Collected data
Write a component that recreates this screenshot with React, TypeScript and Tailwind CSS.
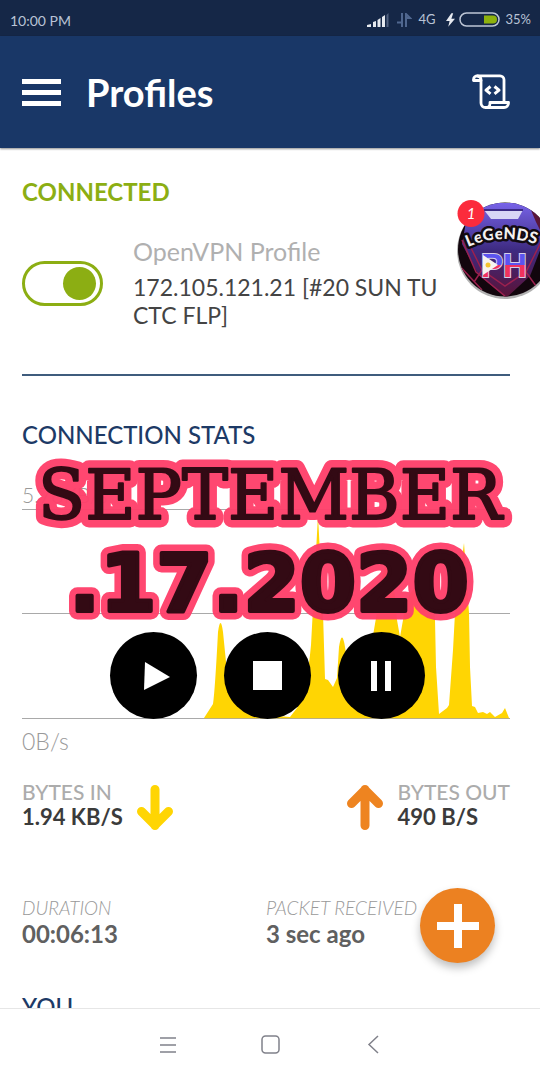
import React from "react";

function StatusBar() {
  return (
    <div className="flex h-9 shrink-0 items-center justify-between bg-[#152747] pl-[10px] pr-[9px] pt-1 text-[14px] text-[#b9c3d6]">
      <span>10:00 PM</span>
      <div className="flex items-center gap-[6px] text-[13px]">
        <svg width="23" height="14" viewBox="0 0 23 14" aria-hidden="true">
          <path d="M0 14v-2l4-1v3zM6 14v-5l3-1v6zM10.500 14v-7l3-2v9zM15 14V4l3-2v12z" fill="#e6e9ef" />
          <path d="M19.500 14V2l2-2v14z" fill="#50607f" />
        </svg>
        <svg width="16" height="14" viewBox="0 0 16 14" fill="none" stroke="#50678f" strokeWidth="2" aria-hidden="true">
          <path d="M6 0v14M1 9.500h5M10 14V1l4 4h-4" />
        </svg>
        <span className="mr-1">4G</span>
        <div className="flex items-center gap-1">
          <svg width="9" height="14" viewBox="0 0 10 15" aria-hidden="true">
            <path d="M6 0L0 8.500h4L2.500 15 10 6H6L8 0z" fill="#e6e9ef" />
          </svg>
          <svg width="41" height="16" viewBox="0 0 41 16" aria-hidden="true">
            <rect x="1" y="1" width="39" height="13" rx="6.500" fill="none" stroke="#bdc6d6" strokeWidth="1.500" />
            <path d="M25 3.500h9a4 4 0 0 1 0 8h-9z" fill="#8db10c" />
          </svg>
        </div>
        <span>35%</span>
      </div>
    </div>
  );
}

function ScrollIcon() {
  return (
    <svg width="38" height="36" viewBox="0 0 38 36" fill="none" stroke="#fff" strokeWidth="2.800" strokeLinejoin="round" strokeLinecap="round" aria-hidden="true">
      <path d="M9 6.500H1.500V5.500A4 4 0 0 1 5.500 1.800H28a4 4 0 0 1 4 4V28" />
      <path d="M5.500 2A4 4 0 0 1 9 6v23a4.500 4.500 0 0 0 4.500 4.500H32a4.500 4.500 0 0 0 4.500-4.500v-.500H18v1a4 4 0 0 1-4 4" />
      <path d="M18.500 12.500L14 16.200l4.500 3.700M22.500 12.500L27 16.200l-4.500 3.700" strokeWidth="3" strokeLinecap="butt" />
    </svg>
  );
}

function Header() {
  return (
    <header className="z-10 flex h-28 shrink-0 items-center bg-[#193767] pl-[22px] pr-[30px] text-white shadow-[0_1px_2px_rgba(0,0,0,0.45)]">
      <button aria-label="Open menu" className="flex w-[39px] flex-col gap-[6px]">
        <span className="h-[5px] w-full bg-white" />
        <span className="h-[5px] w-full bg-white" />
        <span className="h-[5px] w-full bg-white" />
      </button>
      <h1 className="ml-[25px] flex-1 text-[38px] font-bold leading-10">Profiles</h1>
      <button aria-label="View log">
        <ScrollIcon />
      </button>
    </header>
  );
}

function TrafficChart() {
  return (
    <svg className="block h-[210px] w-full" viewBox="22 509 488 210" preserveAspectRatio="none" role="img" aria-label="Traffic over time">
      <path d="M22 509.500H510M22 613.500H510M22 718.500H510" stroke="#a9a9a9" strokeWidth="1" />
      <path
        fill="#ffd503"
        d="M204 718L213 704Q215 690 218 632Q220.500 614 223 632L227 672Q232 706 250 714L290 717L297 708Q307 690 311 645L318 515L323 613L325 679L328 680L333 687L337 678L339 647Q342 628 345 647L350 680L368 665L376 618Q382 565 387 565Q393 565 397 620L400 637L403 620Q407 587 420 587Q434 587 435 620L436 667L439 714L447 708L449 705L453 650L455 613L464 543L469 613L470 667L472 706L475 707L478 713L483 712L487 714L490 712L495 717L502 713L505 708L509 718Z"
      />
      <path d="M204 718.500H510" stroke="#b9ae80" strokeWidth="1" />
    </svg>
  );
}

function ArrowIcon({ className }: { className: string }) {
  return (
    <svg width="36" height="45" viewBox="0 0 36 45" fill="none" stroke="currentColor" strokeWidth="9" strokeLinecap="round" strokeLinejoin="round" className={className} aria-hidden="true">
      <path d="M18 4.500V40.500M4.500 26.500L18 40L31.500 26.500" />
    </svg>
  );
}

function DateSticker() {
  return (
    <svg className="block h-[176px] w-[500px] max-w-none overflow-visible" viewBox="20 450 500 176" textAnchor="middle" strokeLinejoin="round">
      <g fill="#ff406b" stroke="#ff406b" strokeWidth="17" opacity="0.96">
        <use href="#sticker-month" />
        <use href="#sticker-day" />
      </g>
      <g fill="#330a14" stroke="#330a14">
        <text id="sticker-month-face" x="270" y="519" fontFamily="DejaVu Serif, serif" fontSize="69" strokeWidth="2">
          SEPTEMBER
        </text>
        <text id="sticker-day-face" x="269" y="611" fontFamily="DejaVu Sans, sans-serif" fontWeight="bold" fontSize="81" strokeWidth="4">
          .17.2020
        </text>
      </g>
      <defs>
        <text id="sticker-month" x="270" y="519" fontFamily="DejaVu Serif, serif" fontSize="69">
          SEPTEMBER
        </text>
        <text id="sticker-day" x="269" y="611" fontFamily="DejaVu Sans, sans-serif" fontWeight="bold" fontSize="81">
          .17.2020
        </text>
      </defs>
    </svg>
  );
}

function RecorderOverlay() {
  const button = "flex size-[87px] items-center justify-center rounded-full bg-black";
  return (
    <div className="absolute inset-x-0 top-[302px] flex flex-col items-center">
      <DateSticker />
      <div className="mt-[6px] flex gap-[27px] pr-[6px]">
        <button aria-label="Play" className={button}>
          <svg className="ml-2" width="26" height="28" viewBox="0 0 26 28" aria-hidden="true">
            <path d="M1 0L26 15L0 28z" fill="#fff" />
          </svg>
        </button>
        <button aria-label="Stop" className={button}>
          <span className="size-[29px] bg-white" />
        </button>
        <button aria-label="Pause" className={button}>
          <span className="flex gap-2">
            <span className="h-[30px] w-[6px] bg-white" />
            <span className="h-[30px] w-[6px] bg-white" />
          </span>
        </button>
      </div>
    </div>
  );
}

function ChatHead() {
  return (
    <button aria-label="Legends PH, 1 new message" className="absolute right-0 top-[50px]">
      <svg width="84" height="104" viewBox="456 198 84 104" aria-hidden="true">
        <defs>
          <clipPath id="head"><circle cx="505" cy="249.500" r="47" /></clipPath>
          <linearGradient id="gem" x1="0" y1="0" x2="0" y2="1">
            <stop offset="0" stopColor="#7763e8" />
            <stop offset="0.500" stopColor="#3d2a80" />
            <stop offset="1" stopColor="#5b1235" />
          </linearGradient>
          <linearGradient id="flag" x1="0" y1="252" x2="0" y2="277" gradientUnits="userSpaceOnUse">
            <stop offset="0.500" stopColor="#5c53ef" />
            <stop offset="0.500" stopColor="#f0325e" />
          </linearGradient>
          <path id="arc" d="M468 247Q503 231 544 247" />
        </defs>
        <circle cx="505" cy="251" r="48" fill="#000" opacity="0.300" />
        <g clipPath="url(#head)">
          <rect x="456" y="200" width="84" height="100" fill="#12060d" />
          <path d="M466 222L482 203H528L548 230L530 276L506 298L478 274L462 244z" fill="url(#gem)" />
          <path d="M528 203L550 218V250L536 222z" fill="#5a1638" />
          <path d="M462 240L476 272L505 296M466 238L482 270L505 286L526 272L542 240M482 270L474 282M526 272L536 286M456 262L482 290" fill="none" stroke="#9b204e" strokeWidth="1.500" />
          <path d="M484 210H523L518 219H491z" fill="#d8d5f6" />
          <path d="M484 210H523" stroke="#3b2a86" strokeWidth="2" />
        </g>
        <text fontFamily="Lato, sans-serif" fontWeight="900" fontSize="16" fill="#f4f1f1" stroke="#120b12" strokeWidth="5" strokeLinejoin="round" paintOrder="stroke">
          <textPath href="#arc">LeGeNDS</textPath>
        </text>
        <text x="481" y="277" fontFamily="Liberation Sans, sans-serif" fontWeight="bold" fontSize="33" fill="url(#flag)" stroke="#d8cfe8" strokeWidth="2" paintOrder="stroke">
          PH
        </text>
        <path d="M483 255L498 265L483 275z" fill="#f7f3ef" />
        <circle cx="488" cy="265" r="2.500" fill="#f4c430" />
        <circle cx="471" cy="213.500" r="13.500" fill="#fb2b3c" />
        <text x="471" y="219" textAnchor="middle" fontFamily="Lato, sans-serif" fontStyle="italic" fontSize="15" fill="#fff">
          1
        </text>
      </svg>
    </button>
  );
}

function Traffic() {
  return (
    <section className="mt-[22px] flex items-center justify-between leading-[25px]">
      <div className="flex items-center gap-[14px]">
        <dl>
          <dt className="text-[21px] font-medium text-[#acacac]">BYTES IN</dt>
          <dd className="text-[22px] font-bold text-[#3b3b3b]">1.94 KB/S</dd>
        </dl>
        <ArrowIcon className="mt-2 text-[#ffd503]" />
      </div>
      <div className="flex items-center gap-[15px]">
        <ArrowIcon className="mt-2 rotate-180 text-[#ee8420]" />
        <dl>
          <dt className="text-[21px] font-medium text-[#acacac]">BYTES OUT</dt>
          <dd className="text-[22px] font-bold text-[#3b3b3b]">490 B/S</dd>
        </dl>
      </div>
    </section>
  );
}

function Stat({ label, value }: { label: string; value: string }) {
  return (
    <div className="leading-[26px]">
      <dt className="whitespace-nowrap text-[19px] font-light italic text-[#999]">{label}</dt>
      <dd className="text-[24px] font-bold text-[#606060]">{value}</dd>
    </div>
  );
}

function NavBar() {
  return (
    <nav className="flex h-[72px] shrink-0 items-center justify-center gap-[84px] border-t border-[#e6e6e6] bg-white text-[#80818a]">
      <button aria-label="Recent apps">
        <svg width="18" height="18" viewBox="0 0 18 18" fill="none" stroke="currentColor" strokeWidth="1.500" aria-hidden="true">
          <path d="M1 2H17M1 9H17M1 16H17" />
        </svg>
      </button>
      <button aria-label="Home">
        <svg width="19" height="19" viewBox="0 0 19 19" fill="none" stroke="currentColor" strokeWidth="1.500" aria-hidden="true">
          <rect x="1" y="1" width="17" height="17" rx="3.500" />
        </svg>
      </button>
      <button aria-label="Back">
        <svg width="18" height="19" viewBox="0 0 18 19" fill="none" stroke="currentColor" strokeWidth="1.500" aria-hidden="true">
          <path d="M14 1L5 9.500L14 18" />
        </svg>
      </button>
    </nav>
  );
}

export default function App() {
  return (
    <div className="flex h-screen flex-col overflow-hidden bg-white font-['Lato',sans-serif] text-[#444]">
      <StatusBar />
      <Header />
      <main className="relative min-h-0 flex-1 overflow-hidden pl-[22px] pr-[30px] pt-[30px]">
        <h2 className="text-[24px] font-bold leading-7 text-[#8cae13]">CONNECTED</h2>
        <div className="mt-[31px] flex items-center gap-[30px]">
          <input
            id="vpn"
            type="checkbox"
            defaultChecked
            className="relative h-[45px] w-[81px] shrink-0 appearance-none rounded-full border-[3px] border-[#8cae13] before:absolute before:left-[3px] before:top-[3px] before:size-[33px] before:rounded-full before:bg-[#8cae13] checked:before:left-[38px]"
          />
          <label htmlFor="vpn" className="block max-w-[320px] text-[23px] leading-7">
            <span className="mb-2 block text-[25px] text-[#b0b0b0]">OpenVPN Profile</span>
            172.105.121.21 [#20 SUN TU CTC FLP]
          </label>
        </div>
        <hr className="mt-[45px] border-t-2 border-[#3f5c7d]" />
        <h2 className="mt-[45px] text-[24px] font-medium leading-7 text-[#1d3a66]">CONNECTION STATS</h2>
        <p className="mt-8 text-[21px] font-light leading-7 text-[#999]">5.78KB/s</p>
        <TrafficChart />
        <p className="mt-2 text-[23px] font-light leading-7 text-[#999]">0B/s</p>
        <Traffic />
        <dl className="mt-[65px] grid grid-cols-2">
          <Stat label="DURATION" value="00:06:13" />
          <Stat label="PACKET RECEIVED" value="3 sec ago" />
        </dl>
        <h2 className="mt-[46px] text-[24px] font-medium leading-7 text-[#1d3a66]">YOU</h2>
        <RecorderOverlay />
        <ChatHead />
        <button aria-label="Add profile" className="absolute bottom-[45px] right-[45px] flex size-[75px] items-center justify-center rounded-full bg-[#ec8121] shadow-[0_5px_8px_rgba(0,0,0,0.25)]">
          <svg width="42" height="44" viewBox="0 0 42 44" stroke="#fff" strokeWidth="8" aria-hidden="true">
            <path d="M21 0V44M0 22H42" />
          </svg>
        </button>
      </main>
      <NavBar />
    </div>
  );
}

Requirements
From the first line above down to the line with "import React from", reproduce every line and no others, omitting pictures.

Answer to the exercise
Write a component that recreates this screenshot with React, TypeScript and Tailwind CSS.
import React from "react";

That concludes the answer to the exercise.